* begin *

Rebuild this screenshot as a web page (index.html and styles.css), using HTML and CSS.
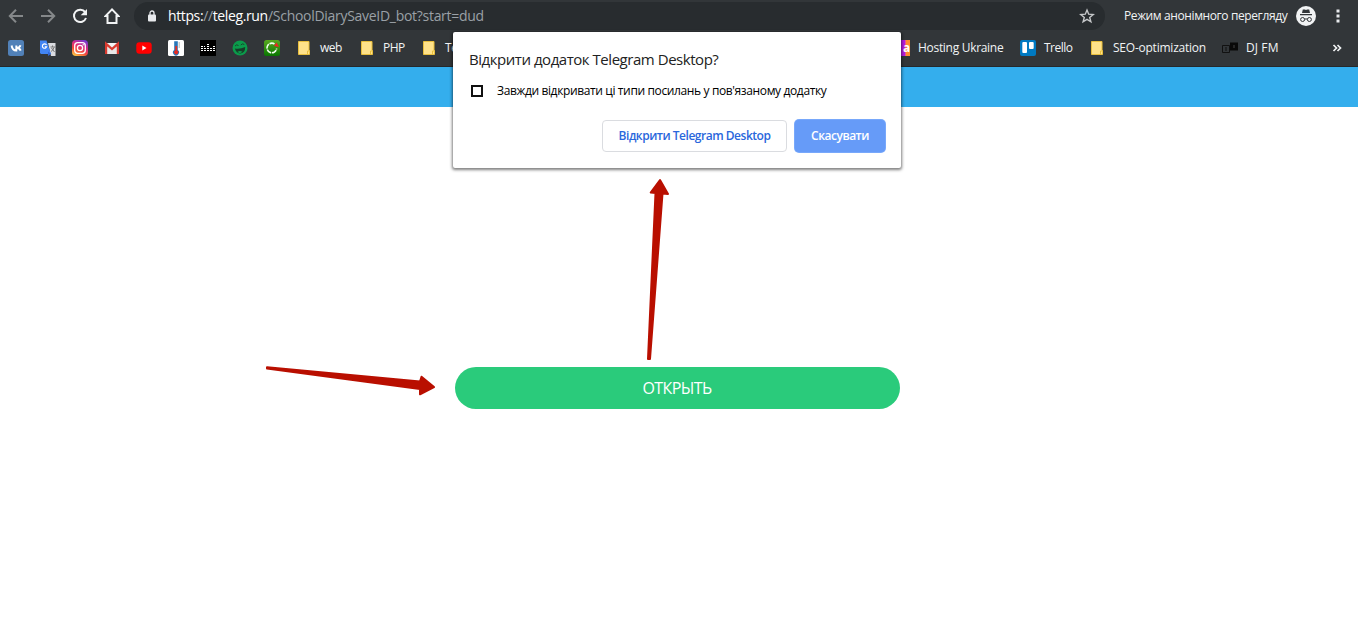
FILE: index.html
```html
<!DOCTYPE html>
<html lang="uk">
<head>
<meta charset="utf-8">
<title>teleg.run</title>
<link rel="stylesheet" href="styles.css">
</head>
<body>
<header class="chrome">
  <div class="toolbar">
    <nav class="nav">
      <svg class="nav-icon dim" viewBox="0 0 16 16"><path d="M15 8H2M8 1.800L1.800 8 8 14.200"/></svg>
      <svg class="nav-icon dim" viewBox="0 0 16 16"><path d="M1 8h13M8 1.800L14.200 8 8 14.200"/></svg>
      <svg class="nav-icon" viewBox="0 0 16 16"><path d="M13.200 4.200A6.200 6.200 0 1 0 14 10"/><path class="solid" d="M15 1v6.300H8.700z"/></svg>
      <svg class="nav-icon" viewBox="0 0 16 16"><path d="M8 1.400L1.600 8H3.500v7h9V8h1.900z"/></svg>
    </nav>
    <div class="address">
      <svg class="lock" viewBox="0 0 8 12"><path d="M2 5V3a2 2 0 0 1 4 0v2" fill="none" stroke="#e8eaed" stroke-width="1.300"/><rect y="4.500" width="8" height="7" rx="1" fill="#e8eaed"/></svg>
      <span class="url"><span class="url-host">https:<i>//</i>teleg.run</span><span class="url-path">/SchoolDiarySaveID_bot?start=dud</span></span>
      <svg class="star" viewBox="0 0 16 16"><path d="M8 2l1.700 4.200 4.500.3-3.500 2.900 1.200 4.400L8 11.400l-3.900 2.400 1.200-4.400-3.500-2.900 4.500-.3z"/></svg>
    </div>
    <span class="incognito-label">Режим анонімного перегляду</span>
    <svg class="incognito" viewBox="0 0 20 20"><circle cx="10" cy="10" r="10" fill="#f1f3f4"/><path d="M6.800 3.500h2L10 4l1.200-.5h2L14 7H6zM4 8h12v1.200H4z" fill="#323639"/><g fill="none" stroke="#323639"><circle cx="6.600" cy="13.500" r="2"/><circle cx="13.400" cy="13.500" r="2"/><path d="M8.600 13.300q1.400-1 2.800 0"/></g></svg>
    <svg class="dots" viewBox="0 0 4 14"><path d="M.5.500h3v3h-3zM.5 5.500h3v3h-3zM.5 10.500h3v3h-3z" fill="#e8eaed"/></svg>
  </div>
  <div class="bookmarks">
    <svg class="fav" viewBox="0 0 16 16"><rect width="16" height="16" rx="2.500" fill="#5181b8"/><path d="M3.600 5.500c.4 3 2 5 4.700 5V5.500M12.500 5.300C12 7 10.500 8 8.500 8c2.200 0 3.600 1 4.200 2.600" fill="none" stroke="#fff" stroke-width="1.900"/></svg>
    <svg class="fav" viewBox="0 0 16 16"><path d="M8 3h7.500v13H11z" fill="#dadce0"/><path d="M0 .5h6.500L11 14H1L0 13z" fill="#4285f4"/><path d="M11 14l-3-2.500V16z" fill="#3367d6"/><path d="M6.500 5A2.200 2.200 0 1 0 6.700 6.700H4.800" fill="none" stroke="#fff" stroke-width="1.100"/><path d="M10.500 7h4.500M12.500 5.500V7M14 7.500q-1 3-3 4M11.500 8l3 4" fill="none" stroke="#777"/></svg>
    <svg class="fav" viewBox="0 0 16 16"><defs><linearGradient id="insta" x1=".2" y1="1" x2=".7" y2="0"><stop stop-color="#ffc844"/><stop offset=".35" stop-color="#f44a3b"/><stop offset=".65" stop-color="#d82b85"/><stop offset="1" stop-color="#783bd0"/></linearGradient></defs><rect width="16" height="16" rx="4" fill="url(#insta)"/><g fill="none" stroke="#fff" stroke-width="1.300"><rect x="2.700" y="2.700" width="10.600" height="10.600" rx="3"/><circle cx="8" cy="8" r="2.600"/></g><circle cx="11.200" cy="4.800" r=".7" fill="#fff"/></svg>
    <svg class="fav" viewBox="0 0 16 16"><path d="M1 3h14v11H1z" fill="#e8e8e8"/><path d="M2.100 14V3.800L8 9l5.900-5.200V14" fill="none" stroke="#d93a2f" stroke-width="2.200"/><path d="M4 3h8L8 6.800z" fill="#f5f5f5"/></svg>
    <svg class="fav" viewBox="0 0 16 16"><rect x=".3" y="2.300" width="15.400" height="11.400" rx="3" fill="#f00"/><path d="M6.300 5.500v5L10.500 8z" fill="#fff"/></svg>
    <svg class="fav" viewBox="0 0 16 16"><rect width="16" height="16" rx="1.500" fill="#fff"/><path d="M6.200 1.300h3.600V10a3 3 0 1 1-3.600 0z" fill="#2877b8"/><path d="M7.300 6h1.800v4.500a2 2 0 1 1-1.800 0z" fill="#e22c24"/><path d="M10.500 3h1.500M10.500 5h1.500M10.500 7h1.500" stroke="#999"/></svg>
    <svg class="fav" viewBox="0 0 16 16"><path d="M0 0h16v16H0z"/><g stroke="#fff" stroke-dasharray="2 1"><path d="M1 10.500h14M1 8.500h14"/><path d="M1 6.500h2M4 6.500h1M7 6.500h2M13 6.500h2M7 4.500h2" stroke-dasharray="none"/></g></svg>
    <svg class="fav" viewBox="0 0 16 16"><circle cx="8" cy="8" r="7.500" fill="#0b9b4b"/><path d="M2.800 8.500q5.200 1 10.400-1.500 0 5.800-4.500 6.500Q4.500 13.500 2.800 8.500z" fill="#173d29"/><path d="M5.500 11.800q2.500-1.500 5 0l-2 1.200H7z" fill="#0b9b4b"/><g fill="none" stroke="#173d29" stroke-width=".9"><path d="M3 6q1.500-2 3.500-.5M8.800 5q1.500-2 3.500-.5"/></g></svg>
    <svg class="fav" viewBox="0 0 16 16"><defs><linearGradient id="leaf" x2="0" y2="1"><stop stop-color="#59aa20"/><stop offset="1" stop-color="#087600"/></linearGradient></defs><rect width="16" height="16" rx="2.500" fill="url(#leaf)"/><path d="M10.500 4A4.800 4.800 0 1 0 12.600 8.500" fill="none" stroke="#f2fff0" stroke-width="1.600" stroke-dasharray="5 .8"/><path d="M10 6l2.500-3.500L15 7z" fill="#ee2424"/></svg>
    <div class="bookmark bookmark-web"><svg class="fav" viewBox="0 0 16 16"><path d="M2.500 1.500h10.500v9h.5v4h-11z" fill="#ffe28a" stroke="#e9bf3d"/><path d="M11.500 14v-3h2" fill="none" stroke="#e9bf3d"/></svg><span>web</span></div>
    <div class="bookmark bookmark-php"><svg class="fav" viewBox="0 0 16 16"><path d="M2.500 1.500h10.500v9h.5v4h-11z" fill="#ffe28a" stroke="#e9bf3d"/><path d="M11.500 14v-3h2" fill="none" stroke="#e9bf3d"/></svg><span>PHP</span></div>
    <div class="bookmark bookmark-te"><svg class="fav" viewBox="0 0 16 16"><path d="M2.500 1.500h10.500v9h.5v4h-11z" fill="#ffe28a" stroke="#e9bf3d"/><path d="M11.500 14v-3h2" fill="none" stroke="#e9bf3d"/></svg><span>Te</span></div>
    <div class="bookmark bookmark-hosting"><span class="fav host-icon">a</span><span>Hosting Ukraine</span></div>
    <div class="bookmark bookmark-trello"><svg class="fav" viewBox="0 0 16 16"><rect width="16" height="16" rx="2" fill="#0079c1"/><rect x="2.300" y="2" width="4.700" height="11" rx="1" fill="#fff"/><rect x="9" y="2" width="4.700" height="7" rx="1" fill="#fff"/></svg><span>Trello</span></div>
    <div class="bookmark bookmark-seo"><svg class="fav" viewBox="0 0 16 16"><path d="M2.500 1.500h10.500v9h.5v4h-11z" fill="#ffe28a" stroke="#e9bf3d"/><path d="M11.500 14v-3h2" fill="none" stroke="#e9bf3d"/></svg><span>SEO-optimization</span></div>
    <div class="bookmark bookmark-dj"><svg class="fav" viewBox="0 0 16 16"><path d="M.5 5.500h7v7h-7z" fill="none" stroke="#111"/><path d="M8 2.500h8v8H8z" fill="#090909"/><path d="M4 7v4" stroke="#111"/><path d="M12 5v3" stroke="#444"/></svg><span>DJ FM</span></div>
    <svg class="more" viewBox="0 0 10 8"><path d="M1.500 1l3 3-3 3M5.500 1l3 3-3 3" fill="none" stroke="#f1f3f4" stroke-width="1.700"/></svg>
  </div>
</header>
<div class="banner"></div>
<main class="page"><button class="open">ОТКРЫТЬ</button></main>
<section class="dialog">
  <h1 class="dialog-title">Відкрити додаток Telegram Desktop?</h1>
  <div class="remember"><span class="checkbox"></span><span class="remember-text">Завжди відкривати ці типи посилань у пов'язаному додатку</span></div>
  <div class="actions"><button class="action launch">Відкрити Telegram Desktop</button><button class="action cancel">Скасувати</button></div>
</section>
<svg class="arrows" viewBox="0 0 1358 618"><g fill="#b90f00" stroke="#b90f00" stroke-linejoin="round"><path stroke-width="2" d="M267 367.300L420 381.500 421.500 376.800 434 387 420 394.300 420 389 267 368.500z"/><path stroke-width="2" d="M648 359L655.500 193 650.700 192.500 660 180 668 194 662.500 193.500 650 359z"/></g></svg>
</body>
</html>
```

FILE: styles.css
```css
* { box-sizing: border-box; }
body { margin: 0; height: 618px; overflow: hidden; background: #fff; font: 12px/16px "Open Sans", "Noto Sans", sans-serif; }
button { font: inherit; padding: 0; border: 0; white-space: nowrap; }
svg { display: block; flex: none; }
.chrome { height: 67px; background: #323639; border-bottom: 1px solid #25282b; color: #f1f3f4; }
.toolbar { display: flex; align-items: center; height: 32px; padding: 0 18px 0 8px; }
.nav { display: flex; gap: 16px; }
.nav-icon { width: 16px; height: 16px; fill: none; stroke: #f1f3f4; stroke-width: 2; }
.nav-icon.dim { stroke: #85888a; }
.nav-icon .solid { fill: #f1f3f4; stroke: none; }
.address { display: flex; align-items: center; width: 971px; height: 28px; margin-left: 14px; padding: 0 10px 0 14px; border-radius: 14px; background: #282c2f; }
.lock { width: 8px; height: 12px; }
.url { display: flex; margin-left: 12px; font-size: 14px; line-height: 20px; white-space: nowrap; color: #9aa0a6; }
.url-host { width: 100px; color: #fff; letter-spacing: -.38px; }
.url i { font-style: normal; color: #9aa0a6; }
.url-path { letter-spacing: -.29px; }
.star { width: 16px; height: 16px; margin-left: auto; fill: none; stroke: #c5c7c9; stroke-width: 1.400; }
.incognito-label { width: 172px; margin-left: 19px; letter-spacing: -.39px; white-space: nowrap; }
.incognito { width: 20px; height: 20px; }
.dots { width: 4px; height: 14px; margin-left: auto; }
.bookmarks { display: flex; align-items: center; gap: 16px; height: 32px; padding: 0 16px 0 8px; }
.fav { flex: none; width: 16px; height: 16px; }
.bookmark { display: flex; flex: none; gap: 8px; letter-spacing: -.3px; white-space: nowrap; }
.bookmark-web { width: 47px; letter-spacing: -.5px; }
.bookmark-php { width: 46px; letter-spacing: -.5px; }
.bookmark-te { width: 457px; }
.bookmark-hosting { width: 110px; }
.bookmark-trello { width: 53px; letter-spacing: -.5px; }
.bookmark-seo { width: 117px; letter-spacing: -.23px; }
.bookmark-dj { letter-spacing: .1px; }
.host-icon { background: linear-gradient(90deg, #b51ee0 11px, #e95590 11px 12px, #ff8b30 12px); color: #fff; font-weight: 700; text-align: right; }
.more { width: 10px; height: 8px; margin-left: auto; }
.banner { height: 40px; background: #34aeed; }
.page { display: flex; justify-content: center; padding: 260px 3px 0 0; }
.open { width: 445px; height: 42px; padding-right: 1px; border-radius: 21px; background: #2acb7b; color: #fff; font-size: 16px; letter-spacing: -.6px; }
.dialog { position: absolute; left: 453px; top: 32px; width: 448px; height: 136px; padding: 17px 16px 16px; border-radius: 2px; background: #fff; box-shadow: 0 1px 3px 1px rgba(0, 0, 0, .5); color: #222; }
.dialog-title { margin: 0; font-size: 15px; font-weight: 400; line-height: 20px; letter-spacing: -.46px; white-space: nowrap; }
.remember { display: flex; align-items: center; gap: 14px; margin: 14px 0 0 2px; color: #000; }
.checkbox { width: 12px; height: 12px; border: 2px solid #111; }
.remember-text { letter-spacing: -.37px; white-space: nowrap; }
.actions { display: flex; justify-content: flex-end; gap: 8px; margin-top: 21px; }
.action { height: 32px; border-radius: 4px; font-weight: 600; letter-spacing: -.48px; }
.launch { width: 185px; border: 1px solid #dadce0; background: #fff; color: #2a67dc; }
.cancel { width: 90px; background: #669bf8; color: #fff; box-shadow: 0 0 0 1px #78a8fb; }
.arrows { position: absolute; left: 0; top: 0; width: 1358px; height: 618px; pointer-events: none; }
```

* end *

■ **Task to carry out**: Find the lines above that include the string "index" and copy them.

■ **Task answer**:
Rebuild this screenshot as a web page (index.html and styles.css), using HTML and CSS.
FILE: index.html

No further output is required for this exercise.